**DIRECTIONS FOR THIS TASK**
Search the material for the word "React" and copy each line that holds it.

**DATA EXCERPTS**

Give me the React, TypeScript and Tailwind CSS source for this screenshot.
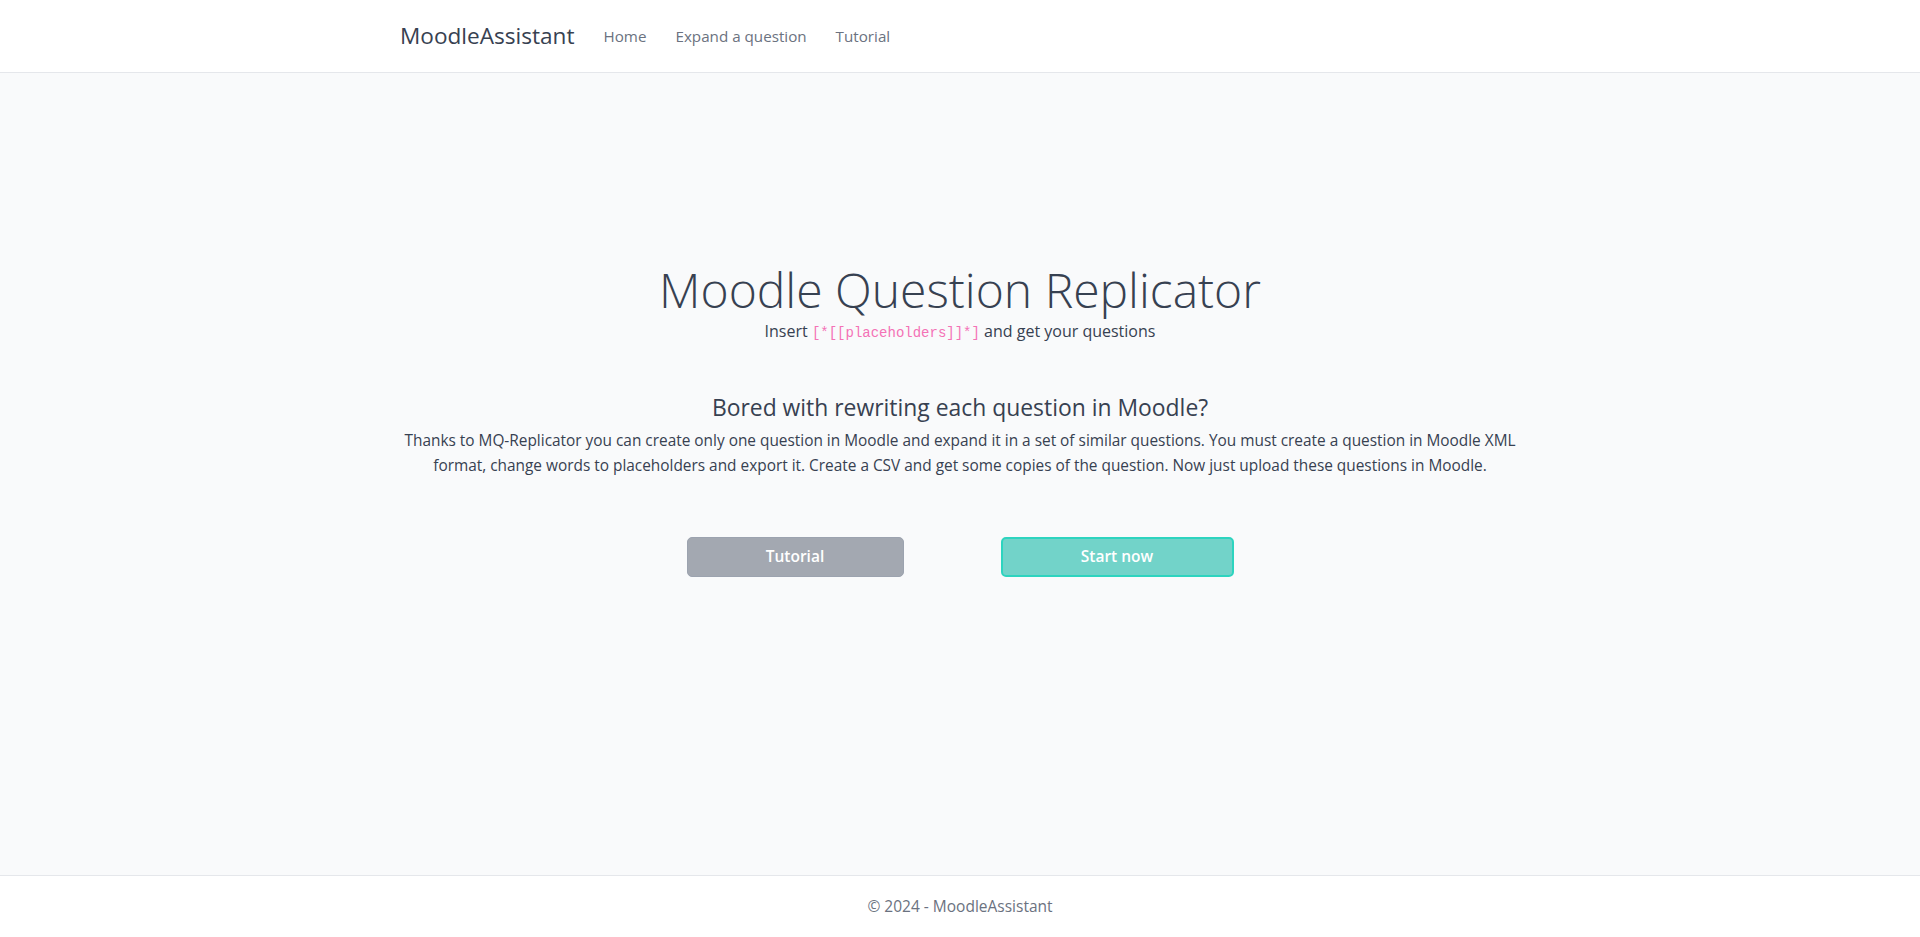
import React from 'react';

const font = { fontFamily: '"Segoe UI", "Open Sans", "Noto Sans", sans-serif' };

export default function App() {
  const links = ['Home', 'Expand a question', 'Tutorial'];

  return (
    <div className="min-h-screen flex flex-col text-[#374151]" style={font}>
      <header className="h-[73px] bg-white border-b border-[#e5e7eb]">
        <div className="w-[1140px] mx-auto px-[10px] h-full flex items-center">
          <a className="text-[22.6px] text-[#374151] mr-[29px]">MoodleAssistant</a>
          <nav className="flex items-center gap-[29px]">
            {links.map((l) => (
              <a key={l} className="text-[15.2px] text-[#6b7280]">{l}</a>
            ))}
          </nav>
        </div>
      </header>

      <main className="flex-1 bg-[#f9fafb]">
        <div className="w-[1116px] mx-auto pt-[188px] text-center">
          <h1 className="text-[48px] font-light leading-[1.2]">Moodle Question Replicator</h1>
          <p className="text-[16px] leading-[24px]">
            Insert{' '}
            <code className="text-[14px] text-[#f472b6]" style={{ fontFamily: '"Liberation Mono", monospace' }}>
              [*[[placeholders]]*]
            </code>{' '}
            and get your questions
          </p>

          <h3 className="mt-[49px] text-[22.9px] leading-[1.2]">Bored with rewriting each question in Moodle?</h3>
          <p className="mt-[7px] text-[15.4px] leading-[25px]">
            Thanks to MQ-Replicator you can create only one question in Moodle and expand it in a set of similar questions. You must create a question in Moodle XML format, change words to placeholders and export it. Create a CSV and get some copies of the question. Now just upload these questions in Moodle.
          </p>

          <div className="mt-[59px] flex justify-center gap-[97px]">
            <button className="w-[217px] h-[40px] rounded-[5px] bg-[#a3a8b1] border border-[#9ca3af] text-white font-semibold text-[15.5px]">
              Tutorial
            </button>
            <button className="w-[233px] h-[40px] rounded-[5px] bg-[#72d3c9] border-2 border-[#2dd4bf] text-white font-semibold text-[15.5px]">
              Start now
            </button>
          </div>
        </div>
      </main>

      <footer className="h-[62px] bg-white border-t border-[#e5e7eb] flex items-center justify-center text-[15.5px] text-[#6b7280]">
        © 2024 - MoodleAssistant
      </footer>
    </div>
  );
}
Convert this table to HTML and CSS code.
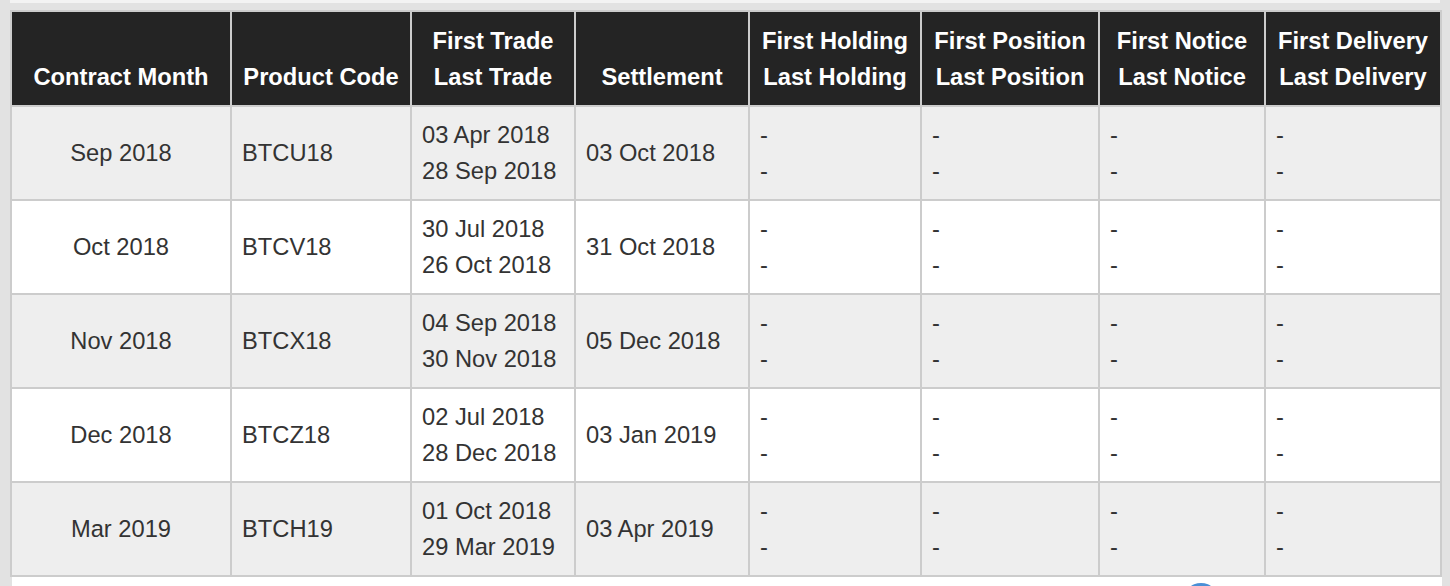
FILE: index.html
```html
<!DOCTYPE html>
<html lang="en">
<head>
<meta charset="utf-8">
<title>Contract calendar</title>
<link rel="stylesheet" href="styles.css">
</head>
<body>
<div class="page">
  <div class="top-strip"></div>
  <div class="table-wrap">
    <table class="cal">
      <colgroup>
        <col class="c1"><col class="c2"><col class="c3"><col class="c4"><col class="c5"><col class="c6"><col class="c7"><col class="c8">
      </colgroup>
      <thead>
        <tr>
          <th>Contract Month</th>
          <th>Product Code</th>
          <th>First Trade<br>Last Trade</th>
          <th>Settlement</th>
          <th>First Holding<br>Last Holding</th>
          <th>First Position<br>Last Position</th>
          <th>First Notice<br>Last Notice</th>
          <th>First Delivery<br>Last Delivery</th>
        </tr>
      </thead>
      <tbody>
        <tr>
          <td class="month">Sep 2018</td><td>BTCU18</td><td>03 Apr 2018<br>28 Sep 2018</td><td>03 Oct 2018</td>
          <td>-<br>-</td><td>-<br>-</td><td>-<br>-</td><td>-<br>-</td>
        </tr>
        <tr>
          <td class="month">Oct 2018</td><td>BTCV18</td><td>30 Jul 2018<br>26 Oct 2018</td><td>31 Oct 2018</td>
          <td>-<br>-</td><td>-<br>-</td><td>-<br>-</td><td>-<br>-</td>
        </tr>
        <tr>
          <td class="month">Nov 2018</td><td>BTCX18</td><td>04 Sep 2018<br>30 Nov 2018</td><td>05 Dec 2018</td>
          <td>-<br>-</td><td>-<br>-</td><td>-<br>-</td><td>-<br>-</td>
        </tr>
        <tr>
          <td class="month">Dec 2018</td><td>BTCZ18</td><td>02 Jul 2018<br>28 Dec 2018</td><td>03 Jan 2019</td>
          <td>-<br>-</td><td>-<br>-</td><td>-<br>-</td><td>-<br>-</td>
        </tr>
        <tr>
          <td class="month">Mar 2019</td><td>BTCH19</td><td>01 Oct 2018<br>29 Mar 2019</td><td>03 Apr 2019</td>
          <td>-<br>-</td><td>-<br>-</td><td>-<br>-</td><td>-<br>-</td>
        </tr>
      </tbody>
    </table>
  </div>
  <div class="below">
    <span class="blue-dot"></span>
  </div>
</div>
</body>
</html>
```

FILE: styles.css
```css
html, body {
  margin: 0;
  padding: 0;
}
body {
  background: #e2e2e2;
  font-family: "Liberation Sans", Arial, Helvetica, sans-serif;
  overflow: hidden;
  height: 586px;
}
.page {
  width: 1450px;
  height: 586px;
  overflow: hidden;
}
.top-strip {
  height: 3px;
  margin-left: 10px;
  width: 1430px;
  background: #f3f3f3;
}
.table-wrap {
  padding: 7px 0 0 10px;
}
.cal {
  border-collapse: separate;
  border-spacing: 0;
  table-layout: fixed;
  width: 1432px;
  border-left: 2px solid #cccccc;
  border-top: 2px solid #cccccc;
  font-size: 23.7px;
  line-height: 36px;
}
.cal th, .cal td {
  box-sizing: border-box;
  border-right: 2px solid #cccccc;
  border-bottom: 2px solid #cccccc;
  padding: 10px 0 10px 10px;
}
.c1 { width: 220px; }
.c2 { width: 180px; }
.c3 { width: 164px; }
.c4 { width: 174px; }
.c5 { width: 172px; }
.c6 { width: 178px; }
.c7 { width: 166px; }
.c8 { width: 176px; }
.cal th {
  background: #242424;
  color: #ffffff;
  font-weight: bold;
  text-align: center;
  vertical-align: bottom;
  padding: 11px 0 10px 0;
  white-space: nowrap;
}
.cal td {
  color: #333333;
  vertical-align: middle;
  text-align: left;
  white-space: nowrap;
}
.cal td.month {
  text-align: center;
  padding-left: 0;
}
.cal tbody tr:nth-child(odd) td {
  background: #eeeeee;
}
.cal tbody tr:nth-child(even) td {
  background: #ffffff;
}
.below {
  margin-left: 12px;
  width: 1430px;
  height: 9px;
  overflow: hidden;
  background: #ffffff;
  display: flex;
  padding-left: 1171px;
  padding-top: 6px;
  box-sizing: border-box;
}
.blue-dot {
  display: block;
  flex: none;
  width: 36px;
  height: 36px;
  border-radius: 50%;
  background: #4a8fd6;
}
```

**REPLY TO THE TASK**
Give me the React, TypeScript and Tailwind CSS source for this screenshot.
import React from 'react';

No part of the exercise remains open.